**Problem description:**
Give the listing again exactly, omitting its images.

**Given data:**
# # #

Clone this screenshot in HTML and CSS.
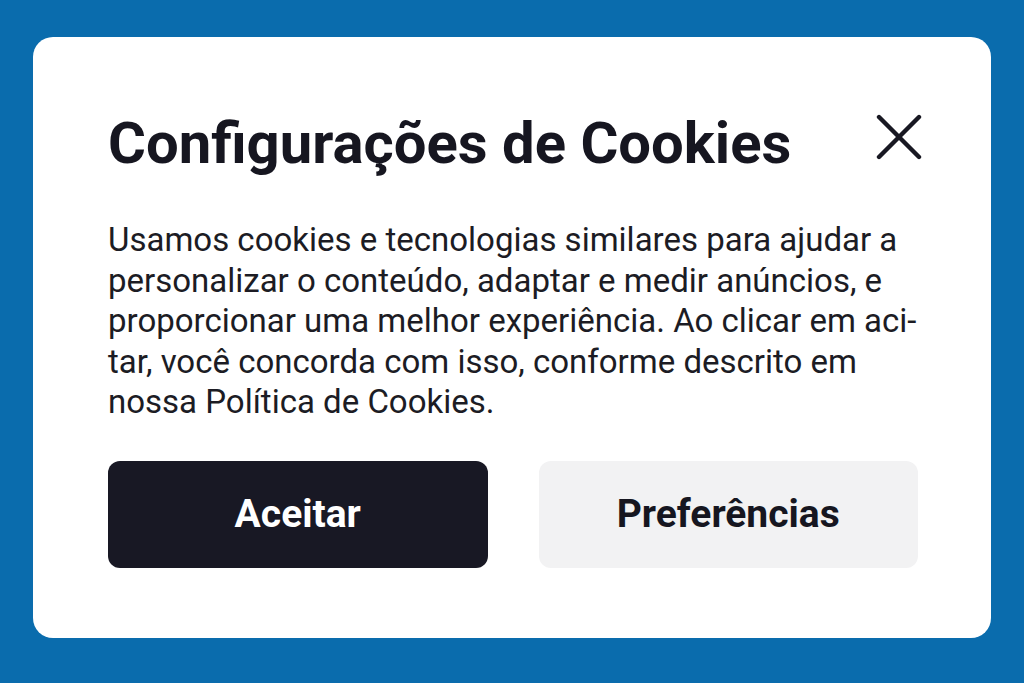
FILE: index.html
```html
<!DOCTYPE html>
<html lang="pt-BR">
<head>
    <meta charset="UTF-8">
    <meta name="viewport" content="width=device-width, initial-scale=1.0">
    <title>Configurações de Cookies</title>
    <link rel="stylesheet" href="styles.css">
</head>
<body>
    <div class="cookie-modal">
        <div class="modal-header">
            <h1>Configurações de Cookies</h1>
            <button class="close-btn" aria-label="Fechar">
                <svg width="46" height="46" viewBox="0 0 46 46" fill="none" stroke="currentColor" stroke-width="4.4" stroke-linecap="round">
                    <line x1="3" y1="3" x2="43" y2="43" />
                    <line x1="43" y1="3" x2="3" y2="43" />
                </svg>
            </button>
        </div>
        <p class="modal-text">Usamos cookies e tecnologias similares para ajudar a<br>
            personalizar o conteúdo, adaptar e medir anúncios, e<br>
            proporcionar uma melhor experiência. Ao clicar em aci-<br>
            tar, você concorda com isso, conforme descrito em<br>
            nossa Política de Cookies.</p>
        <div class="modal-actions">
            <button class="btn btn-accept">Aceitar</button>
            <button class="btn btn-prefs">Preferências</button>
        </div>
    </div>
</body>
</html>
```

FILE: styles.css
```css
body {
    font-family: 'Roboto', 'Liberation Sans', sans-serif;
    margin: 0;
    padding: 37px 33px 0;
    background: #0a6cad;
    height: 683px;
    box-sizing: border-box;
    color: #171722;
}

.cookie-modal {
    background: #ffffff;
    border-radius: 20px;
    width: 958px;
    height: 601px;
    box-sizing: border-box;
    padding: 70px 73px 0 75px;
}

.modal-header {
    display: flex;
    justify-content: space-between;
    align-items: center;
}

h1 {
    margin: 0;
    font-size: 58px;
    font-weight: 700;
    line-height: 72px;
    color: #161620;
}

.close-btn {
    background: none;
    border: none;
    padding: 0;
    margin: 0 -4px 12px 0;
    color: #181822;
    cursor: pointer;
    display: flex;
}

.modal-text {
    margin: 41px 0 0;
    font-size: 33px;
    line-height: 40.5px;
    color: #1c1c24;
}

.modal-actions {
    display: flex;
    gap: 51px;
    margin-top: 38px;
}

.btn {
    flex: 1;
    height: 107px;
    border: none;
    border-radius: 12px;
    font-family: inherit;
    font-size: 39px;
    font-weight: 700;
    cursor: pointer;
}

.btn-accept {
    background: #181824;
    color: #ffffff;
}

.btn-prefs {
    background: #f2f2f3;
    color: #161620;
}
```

# # #

**Finished task:**
Clone this screenshot in HTML and CSS.
FILE: index.html
```html
<!DOCTYPE html>
<html lang="pt-BR">
<head>
    <meta charset="UTF-8">
    <meta name="viewport" content="width=device-width, initial-scale=1.0">
    <title>Configurações de Cookies</title>
    <link rel="stylesheet" href="styles.css">
</head>
<body>
    <div class="cookie-modal">
        <div class="modal-header">
            <h1>Configurações de Cookies</h1>
            <button class="close-btn" aria-label="Fechar">
                <svg width="46" height="46" viewBox="0 0 46 46" fill="none" stroke="currentColor" stroke-width="4.4" stroke-linecap="round">
                    <line x1="3" y1="3" x2="43" y2="43" />
                    <line x1="43" y1="3" x2="3" y2="43" />
                </svg>
            </button>
        </div>
        <p class="modal-text">Usamos cookies e tecnologias similares para ajudar a<br>
            personalizar o conteúdo, adaptar e medir anúncios, e<br>
            proporcionar uma melhor experiência. Ao clicar em aci-<br>
            tar, você concorda com isso, conforme descrito em<br>
            nossa Política de Cookies.</p>
        <div class="modal-actions">
            <button class="btn btn-accept">Aceitar</button>
            <button class="btn btn-prefs">Preferências</button>
        </div>
    </div>
</body>
</html>
```

FILE: styles.css
```css
body {
    font-family: 'Roboto', 'Liberation Sans', sans-serif;
    margin: 0;
    padding: 37px 33px 0;
    background: #0a6cad;
    height: 683px;
    box-sizing: border-box;
    color: #171722;
}

.cookie-modal {
    background: #ffffff;
    border-radius: 20px;
    width: 958px;
    height: 601px;
    box-sizing: border-box;
    padding: 70px 73px 0 75px;
}

.modal-header {
    display: flex;
    justify-content: space-between;
    align-items: center;
}

h1 {
    margin: 0;
    font-size: 58px;
    font-weight: 700;
    line-height: 72px;
    color: #161620;
}

.close-btn {
    background: none;
    border: none;
    padding: 0;
    margin: 0 -4px 12px 0;
    color: #181822;
    cursor: pointer;
    display: flex;
}

.modal-text {
    margin: 41px 0 0;
    font-size: 33px;
    line-height: 40.5px;
    color: #1c1c24;
}

.modal-actions {
    display: flex;
    gap: 51px;
    margin-top: 38px;
}

.btn {
    flex: 1;
    height: 107px;
    border: none;
    border-radius: 12px;
    font-family: inherit;
    font-size: 39px;
    font-weight: 700;
    cursor: pointer;
}

.btn-accept {
    background: #181824;
    color: #ffffff;
}

.btn-prefs {
    background: #f2f2f3;
    color: #161620;
}
```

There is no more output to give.